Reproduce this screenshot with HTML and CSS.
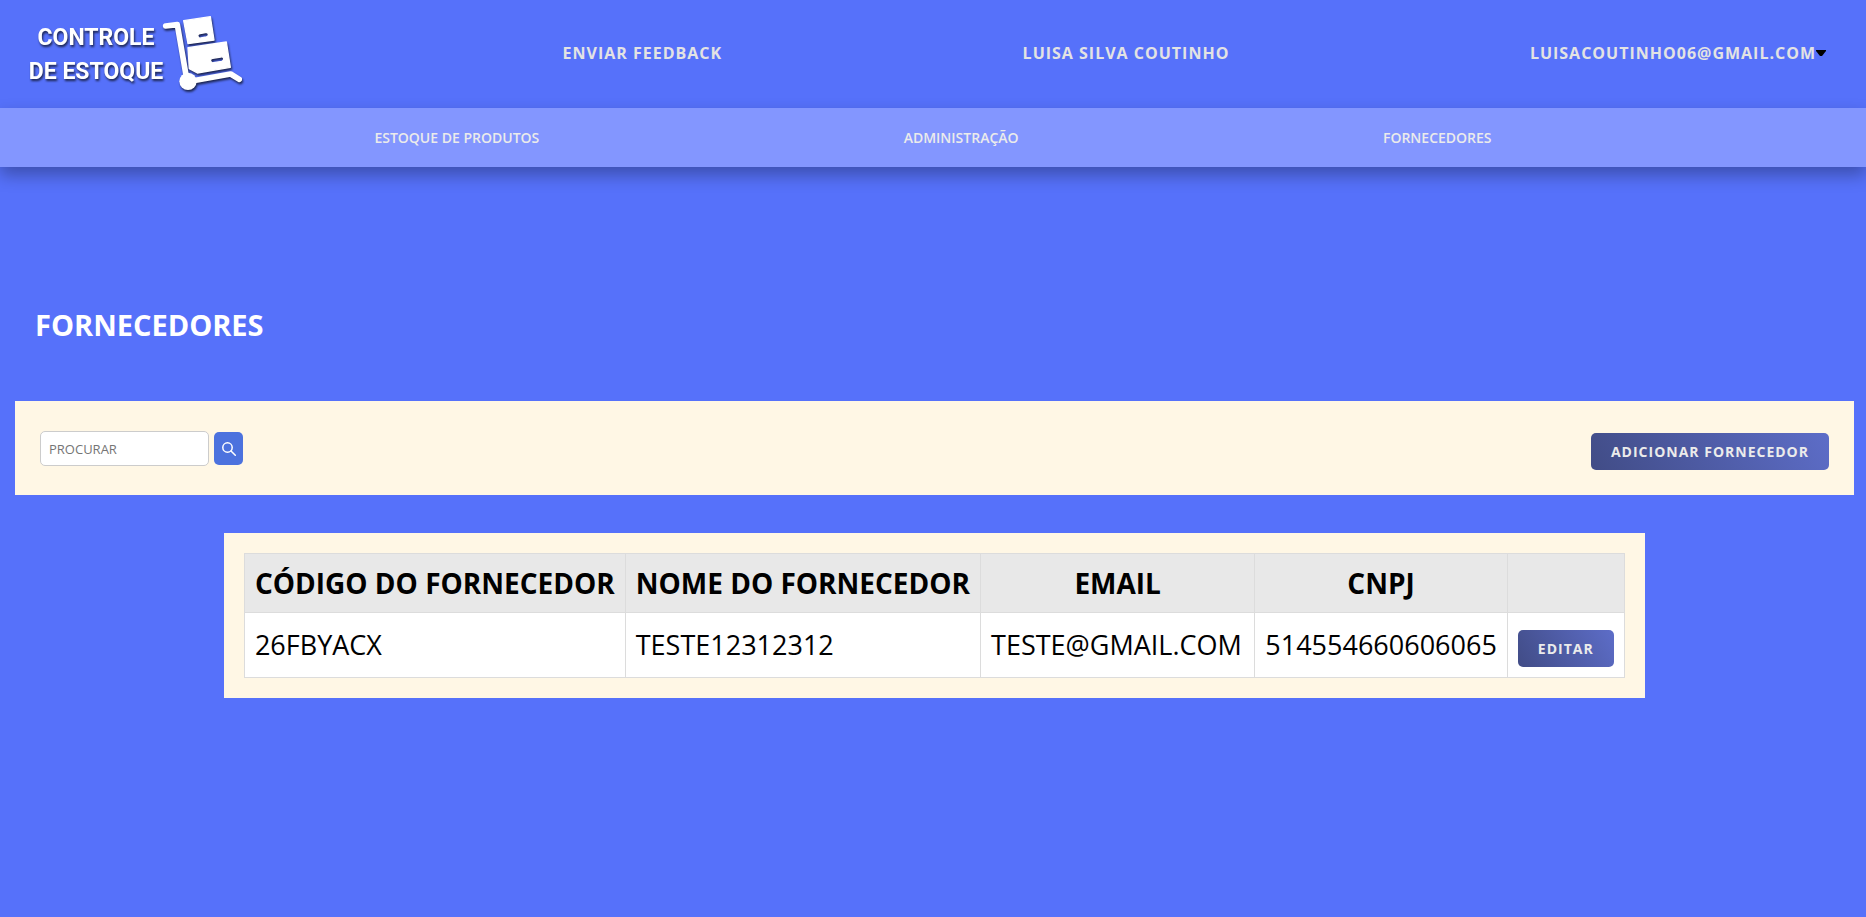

··········

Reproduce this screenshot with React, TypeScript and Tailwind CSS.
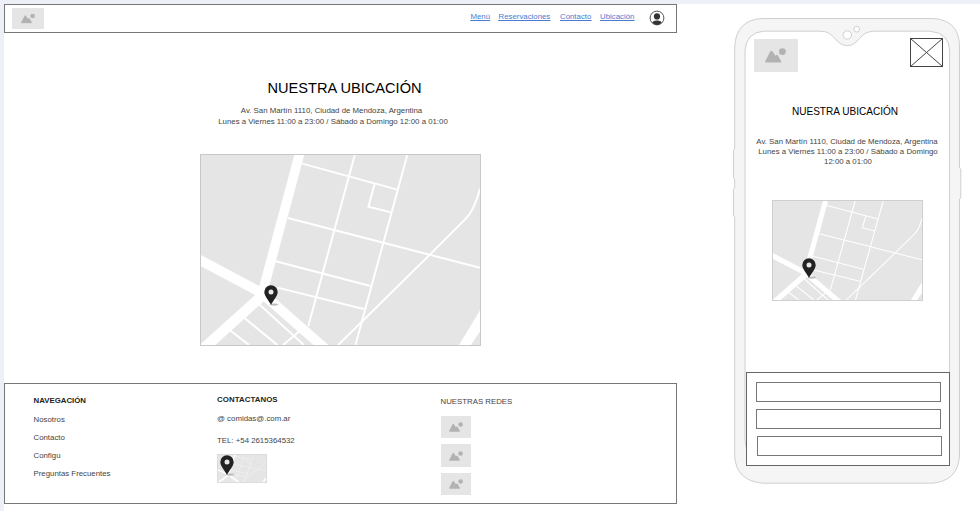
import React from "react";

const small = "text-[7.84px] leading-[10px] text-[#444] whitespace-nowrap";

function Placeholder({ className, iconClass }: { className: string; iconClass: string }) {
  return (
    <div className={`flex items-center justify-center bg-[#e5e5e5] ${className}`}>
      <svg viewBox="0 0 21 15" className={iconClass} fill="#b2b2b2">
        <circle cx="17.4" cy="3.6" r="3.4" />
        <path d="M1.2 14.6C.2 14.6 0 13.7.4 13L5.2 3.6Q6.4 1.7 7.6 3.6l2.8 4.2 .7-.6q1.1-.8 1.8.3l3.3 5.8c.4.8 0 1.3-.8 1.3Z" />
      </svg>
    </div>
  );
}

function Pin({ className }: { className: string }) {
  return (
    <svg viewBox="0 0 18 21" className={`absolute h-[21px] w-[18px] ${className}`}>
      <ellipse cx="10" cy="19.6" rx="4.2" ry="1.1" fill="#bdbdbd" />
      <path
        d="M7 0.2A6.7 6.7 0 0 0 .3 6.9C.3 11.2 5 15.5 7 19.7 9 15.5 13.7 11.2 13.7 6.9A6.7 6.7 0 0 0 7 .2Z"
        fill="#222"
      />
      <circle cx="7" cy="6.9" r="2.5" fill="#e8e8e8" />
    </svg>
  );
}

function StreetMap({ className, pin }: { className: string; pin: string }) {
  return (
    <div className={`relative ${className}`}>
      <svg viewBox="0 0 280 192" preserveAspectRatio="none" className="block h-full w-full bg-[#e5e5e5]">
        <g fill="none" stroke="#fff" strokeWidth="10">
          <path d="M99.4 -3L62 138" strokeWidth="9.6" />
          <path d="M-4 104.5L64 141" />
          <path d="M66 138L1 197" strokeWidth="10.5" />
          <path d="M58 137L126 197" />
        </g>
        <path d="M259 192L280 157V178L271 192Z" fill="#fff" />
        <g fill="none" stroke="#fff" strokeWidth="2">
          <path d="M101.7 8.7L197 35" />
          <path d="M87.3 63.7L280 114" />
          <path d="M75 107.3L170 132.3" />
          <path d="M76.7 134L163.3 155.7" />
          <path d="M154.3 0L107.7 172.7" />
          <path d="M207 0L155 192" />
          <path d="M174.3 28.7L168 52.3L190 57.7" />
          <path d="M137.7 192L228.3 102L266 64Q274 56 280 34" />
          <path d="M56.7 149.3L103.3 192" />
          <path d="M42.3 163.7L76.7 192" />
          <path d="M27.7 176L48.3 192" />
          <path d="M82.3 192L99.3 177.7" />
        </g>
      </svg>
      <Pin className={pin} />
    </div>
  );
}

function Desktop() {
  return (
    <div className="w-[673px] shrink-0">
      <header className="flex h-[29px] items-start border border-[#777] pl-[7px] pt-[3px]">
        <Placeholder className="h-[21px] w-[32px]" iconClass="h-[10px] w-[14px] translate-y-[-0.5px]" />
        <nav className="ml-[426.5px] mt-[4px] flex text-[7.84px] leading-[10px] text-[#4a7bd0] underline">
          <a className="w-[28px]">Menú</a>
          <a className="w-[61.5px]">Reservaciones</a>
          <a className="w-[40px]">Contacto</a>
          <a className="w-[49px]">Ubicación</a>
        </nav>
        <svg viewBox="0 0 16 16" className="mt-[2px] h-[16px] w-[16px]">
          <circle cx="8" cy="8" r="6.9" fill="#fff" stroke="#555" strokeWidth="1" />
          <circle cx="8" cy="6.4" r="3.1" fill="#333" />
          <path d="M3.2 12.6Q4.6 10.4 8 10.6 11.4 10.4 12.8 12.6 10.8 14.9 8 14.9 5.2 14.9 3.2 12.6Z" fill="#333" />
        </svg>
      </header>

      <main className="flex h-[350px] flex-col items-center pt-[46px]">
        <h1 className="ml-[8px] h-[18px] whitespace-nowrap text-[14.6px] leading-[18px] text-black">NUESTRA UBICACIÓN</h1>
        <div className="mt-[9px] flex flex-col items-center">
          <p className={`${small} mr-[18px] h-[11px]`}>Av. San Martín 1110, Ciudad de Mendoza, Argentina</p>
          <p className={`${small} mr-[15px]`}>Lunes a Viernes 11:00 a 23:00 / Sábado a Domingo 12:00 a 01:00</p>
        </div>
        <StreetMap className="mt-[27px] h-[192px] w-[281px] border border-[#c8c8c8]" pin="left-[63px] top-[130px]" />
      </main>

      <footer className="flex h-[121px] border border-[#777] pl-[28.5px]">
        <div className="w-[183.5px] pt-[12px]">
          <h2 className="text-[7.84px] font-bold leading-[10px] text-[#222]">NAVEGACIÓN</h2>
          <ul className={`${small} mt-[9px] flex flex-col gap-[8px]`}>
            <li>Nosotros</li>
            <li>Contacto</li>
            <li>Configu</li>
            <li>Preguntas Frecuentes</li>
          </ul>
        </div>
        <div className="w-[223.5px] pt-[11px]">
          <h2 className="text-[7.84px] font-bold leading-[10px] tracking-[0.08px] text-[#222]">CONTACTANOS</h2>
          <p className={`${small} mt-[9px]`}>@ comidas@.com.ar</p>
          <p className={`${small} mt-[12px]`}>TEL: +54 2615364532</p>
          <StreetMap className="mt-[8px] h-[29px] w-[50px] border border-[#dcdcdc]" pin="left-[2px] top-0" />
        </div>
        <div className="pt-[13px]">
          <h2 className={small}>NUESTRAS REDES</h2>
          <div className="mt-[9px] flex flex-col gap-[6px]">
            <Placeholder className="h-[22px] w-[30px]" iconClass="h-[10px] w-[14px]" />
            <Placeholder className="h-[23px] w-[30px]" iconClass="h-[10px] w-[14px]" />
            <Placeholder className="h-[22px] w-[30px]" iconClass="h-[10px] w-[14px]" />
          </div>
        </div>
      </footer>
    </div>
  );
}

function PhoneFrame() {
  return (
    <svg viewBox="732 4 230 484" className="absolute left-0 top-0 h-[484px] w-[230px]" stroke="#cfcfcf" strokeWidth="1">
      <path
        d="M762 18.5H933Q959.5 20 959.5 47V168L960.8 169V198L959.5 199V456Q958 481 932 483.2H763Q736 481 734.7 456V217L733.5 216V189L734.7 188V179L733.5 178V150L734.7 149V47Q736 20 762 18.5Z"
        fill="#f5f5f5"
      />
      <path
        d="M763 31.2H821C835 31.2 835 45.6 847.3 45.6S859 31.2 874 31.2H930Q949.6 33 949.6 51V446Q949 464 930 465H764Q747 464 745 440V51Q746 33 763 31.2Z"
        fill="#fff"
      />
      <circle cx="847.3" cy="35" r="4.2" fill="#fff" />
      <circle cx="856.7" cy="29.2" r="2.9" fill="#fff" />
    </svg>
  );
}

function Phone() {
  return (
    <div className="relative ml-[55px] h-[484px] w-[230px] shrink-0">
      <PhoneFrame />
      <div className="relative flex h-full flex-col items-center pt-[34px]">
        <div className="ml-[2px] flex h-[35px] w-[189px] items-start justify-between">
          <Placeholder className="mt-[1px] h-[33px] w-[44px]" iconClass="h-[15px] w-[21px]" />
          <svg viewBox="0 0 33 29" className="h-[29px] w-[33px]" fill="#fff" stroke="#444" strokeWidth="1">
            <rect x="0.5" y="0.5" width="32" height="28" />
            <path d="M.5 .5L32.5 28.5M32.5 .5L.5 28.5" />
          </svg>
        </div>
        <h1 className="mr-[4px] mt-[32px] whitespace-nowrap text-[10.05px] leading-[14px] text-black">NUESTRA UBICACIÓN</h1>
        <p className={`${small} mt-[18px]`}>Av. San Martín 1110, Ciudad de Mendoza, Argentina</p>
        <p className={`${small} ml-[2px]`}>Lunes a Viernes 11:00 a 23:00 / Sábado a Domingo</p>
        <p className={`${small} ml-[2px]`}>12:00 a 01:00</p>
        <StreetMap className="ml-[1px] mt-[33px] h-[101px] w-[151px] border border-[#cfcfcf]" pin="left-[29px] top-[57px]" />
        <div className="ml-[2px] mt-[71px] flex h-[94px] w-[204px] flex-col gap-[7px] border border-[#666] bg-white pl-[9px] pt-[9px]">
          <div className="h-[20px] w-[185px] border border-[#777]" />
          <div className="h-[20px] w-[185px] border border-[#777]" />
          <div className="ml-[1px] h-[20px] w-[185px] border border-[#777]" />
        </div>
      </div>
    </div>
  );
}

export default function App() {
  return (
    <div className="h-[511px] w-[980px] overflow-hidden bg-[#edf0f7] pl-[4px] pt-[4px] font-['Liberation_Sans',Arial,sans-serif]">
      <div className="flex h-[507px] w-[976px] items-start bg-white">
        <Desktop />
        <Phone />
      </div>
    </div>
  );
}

··········

• **WHAT YOU ARE ASKED TO DO**: Search the records for the string "Reproduce" and return every line in which it occurs.

• **REPLY**:
Reproduce this screenshot with HTML and CSS.
Reproduce this screenshot with React, TypeScript and Tailwind CSS.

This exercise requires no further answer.